Prototype-Based Explainable Deep Clustering for Time Series

Introduction and Background

Time series are generated in many domains such as energy monitoring, finance, industrial IoT, and human activity recognition. Understanding latent structure in time series without labels is an important challenge for data exploration and anomaly discovery.
Deep clustering methods jointly learn representations and clusters, but they lack transparency. In sensitive applications, domain experts need to understand why instances are grouped, and what characterizes each cluster.

Prototype learning offers a promising approach to explainable clustering: each cluster is represented by one or more learned prototype time series, which serve as human-interpretable cluster exemplars. Instead of post-hoc explanations, prototypes provide built-in interpretability. However, while prototype networks have shown success in computer vision and tabular data, their potential for time series deep clustering remains largely unexplored.

This thesis will develop prototype-based deep clustering architectures for time series, providing interpretable clusters and insights into cluster structure.

Research Question

Main Research Question
How can prototype learning be incorporated into deep clustering for time series to jointly achieve high cluster quality and intrinsic interpretability?

Sub-questions

  • How should prototype representations be defined for time series (raw vs latent space prototypes)?
  • How can time-series-specific properties (temporal alignment, warping, invariances) be integrated into prototype learning?
  • What is the trade-off between interpretability (prototype clarity) and clustering performance?
  • Can prototype-based clustering reveal meaningful structure in real-world time series datasets?
  • How does prototype-based interpretability compare to post-hoc methods (e.g.

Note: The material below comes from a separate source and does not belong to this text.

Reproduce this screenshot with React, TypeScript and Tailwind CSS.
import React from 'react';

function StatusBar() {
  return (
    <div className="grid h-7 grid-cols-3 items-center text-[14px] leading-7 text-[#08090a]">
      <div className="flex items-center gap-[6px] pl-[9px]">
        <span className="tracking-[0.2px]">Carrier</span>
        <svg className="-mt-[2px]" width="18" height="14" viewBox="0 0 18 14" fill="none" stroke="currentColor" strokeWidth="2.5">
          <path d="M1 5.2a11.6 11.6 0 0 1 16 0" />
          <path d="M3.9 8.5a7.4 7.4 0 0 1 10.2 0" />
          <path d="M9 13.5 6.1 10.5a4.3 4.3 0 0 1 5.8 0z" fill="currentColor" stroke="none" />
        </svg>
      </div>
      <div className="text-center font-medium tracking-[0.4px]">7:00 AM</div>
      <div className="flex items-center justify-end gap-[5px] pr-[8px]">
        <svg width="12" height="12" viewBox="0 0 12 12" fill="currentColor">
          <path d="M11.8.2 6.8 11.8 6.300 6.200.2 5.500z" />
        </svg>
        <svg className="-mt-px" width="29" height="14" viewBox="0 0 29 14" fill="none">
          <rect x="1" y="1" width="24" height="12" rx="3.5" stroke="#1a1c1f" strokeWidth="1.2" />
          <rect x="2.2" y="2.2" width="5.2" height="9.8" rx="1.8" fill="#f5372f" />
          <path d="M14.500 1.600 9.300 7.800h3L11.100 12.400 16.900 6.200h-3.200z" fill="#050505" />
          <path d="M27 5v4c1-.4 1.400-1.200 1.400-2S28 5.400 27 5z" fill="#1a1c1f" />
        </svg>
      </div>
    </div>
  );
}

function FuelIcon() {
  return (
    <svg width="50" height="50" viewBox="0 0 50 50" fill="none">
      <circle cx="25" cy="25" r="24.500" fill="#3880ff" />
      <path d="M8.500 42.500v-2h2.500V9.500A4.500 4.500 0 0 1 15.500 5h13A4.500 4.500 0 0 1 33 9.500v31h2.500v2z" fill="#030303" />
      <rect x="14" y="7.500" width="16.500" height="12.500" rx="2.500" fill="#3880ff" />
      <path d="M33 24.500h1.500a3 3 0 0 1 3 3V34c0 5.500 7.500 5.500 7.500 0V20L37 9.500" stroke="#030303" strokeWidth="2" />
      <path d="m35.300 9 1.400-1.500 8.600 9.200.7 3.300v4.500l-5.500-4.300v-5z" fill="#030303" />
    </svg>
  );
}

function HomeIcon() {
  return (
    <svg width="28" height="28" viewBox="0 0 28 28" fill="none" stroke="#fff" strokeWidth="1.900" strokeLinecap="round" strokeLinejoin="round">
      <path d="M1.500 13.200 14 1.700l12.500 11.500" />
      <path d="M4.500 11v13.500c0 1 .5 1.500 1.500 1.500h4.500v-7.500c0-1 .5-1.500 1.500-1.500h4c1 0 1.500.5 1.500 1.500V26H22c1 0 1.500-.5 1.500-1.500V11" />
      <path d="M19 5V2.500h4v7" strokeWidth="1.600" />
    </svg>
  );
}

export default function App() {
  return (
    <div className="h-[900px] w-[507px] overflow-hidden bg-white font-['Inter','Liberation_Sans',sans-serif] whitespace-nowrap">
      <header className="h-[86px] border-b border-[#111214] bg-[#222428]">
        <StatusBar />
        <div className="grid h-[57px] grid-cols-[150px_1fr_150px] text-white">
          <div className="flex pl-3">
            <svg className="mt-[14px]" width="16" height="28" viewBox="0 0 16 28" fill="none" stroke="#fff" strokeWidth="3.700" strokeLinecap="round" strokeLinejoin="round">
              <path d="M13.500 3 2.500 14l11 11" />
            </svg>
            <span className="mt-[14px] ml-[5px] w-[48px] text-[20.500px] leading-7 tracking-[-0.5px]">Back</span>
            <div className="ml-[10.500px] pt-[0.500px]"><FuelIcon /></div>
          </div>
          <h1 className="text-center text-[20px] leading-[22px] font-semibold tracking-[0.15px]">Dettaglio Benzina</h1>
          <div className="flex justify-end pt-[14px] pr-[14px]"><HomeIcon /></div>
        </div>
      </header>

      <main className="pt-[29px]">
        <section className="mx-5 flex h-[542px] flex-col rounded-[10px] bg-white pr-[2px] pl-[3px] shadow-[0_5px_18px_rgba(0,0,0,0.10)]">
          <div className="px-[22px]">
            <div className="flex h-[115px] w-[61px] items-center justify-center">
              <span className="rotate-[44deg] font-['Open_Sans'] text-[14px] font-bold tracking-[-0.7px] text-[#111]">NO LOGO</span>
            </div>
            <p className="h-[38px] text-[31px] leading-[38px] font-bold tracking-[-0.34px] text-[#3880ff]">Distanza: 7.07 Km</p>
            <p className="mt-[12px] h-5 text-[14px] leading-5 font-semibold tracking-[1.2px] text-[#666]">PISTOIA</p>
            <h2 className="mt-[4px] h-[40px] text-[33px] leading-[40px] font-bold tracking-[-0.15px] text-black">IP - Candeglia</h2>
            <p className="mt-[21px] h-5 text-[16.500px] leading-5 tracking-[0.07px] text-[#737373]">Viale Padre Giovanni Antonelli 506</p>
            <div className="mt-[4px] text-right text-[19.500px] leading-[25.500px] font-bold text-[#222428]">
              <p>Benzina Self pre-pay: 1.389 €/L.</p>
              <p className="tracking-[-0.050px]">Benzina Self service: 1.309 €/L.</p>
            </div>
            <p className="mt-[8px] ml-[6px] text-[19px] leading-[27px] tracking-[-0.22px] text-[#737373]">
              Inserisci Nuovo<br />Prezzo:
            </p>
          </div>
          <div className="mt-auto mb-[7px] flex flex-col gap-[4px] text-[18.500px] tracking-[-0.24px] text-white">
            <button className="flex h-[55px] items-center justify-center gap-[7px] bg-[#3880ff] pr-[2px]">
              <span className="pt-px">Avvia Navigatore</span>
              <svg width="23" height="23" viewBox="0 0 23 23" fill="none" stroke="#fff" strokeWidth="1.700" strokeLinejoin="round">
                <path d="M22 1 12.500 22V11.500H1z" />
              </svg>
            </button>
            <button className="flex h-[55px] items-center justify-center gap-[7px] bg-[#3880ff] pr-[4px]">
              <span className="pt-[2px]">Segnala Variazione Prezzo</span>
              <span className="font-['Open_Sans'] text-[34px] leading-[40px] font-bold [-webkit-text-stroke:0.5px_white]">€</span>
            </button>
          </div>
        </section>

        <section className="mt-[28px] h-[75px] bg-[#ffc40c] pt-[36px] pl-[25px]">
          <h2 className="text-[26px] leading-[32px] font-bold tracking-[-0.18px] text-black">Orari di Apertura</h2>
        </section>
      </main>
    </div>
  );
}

SHAP, attention explanation)?

Tasks & Goals

  • Literature Review
    Study prototype learning, deep clustering, and interpretability for time series.
  • Data Preparation
    Select benchmark time series datasets (e.g. UCR, HAR) and preprocess them.
  • Model Development
    Implement deep clustering with prototype-based extensions (latent prototypes, decoded prototypes, temporal similarity).
  • Training & Evaluation
    Train models and evaluate clustering quality and prototype interpretability.
  • Comparison & Analysis
    Compare against baseline deep clustering and post-hoc explainability methods.
  • Thesis Documentation
    Summarize findings, discuss limitations, and outline future research directions.

Expected Outcome

  • A prototype-based deep clustering architecture (or a few variants) suitable for multivariate time series.
  • Interpretable prototypes: prototypes that can be visualized as time series and help explain clusters.
  • Empirical results comparing clustering performance and interpretability trade-offs.
  • Insights about when prototype approaches work well, when they struggle, and how they compare with alternative explainability techniques.
  • Accompanying code base and reproducible experiments.

Requirements

  • Basic Programming Skills:
    Experience with Python, including libraries such as NumPy, pandas, and matplotlib.

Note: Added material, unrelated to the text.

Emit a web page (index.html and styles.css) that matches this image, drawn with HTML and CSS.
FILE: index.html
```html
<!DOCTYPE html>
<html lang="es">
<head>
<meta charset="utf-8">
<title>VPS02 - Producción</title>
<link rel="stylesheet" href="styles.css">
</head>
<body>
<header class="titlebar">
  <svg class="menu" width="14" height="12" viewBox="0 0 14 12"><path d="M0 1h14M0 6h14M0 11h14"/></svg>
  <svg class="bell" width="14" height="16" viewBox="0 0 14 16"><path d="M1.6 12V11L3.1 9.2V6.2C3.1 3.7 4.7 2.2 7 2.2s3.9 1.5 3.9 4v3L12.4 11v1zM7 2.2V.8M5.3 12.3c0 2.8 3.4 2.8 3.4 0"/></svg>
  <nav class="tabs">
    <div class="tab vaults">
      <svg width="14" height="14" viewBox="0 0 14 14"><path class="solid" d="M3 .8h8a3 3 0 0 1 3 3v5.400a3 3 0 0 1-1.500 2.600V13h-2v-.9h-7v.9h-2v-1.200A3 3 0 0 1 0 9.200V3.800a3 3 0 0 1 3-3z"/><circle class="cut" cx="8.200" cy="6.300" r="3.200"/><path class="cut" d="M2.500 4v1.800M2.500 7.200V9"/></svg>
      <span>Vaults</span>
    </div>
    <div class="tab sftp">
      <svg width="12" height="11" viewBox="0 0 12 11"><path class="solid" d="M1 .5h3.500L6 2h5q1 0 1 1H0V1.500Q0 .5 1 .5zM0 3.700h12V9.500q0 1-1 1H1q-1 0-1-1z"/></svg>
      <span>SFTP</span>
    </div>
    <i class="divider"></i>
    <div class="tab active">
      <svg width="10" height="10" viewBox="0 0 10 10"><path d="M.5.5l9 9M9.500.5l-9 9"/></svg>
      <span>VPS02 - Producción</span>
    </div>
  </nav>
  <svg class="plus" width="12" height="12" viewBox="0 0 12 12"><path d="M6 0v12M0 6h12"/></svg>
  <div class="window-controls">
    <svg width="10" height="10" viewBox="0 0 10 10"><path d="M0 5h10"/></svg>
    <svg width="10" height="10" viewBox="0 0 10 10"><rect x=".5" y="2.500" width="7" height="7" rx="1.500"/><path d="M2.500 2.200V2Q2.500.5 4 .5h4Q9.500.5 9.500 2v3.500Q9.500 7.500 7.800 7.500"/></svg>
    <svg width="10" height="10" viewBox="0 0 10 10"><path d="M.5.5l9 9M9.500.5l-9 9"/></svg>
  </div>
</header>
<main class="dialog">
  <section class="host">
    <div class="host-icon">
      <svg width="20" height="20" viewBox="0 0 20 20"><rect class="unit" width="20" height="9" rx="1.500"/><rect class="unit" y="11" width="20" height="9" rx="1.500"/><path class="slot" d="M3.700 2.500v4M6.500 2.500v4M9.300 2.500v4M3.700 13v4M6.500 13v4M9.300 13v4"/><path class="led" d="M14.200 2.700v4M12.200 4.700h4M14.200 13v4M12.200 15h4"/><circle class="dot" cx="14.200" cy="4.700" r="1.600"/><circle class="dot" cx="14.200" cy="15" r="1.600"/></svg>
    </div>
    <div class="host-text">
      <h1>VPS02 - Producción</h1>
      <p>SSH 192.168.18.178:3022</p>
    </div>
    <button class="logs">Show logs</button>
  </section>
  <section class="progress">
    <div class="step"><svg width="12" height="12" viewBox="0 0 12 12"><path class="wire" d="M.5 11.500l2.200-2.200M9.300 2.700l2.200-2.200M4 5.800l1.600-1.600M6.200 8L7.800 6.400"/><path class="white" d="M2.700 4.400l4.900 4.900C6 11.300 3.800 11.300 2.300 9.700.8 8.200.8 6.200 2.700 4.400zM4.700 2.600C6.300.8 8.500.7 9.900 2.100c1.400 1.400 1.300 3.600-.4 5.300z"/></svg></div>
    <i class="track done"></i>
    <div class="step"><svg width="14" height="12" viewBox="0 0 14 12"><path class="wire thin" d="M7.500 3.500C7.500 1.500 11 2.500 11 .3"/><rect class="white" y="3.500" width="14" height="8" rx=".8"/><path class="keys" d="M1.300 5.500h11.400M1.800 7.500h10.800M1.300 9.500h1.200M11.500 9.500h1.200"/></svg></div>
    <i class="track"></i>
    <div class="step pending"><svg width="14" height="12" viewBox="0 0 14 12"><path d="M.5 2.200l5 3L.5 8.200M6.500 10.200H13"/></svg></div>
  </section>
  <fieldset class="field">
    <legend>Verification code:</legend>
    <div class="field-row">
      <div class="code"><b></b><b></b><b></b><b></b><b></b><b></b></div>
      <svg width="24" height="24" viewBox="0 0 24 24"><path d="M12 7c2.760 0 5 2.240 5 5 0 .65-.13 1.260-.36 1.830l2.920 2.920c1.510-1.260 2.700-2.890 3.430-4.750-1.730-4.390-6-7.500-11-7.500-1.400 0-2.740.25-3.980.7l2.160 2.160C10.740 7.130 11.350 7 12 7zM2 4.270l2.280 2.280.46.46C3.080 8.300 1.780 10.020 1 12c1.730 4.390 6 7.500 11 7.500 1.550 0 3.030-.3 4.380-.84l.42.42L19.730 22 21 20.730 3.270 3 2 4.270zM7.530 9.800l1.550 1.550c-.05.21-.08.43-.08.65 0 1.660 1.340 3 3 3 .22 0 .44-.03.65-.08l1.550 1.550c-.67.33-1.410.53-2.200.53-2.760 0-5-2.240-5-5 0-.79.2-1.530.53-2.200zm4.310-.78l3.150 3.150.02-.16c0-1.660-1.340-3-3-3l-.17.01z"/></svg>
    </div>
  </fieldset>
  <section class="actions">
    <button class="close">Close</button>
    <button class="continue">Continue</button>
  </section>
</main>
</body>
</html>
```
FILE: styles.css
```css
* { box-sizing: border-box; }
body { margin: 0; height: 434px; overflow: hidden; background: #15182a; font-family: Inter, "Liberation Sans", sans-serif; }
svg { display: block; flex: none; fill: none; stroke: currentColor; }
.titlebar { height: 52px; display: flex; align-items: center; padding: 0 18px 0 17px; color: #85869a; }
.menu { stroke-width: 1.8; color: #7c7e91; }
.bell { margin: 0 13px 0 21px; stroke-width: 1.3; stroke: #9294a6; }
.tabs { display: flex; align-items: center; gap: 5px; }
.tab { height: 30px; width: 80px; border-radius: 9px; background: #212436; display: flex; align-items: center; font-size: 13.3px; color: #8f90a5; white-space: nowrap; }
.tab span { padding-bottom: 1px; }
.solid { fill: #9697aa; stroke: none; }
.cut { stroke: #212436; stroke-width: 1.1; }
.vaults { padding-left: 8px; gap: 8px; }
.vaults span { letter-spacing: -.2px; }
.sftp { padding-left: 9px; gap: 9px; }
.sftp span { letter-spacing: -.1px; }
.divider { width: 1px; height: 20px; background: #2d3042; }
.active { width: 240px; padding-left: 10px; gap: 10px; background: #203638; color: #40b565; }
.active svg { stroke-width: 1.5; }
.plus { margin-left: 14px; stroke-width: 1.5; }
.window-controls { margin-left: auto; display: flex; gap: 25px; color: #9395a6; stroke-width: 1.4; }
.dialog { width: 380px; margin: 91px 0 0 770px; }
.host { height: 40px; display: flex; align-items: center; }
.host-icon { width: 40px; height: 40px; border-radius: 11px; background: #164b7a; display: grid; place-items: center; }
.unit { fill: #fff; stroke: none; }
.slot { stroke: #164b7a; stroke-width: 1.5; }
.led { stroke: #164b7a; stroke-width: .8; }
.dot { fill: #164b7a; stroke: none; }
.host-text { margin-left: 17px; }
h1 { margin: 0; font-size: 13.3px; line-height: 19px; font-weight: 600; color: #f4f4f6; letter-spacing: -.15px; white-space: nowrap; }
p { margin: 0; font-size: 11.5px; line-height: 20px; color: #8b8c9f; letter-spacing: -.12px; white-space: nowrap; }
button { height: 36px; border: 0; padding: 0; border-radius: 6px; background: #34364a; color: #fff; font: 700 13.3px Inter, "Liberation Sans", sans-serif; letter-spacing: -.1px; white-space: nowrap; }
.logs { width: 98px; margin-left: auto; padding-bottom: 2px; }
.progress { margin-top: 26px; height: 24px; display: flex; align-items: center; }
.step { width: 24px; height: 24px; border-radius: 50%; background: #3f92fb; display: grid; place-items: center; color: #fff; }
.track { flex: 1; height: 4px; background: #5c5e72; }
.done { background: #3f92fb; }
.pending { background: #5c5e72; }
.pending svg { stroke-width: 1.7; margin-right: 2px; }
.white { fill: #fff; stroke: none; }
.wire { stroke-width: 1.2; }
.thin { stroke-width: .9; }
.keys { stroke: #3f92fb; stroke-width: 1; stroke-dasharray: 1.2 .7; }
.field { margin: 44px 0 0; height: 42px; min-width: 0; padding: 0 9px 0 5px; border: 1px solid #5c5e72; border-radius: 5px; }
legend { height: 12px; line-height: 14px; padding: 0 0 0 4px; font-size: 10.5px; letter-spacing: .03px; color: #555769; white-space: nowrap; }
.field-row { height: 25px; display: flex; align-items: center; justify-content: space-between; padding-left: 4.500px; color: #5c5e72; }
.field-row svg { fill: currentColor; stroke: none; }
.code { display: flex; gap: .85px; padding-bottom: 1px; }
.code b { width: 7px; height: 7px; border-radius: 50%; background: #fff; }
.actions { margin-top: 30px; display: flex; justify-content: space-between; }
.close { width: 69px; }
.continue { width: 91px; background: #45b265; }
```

  • Introductory Machine Learning Knowledge:
    Understanding of neural networks, especially autoencoders or CNNs. Prior coursework or projects using PyTorch or TensorFlow is helpful but not mandatory.

  • Interest in interpretability, time series, and unsupervised methods
  • Willingness to learn or deepen knowledge about time-series alignment and similarity measures

References

Schlegel, U., Tavares, G. M., & Seidl, T. (2025). Towards Explainable Deep Clustering for Time Series Data. arXiv preprint arXiv:2507.20840.

Ming, Y., Xu, P., Qu, H., & Ren, L. (2019, July). Interpretable and steerable sequence learning via prototypes. In Proceedings of the 25th ACM SIGKDD International Conference on Knowledge Discovery & Data Mining (pp. 903-913).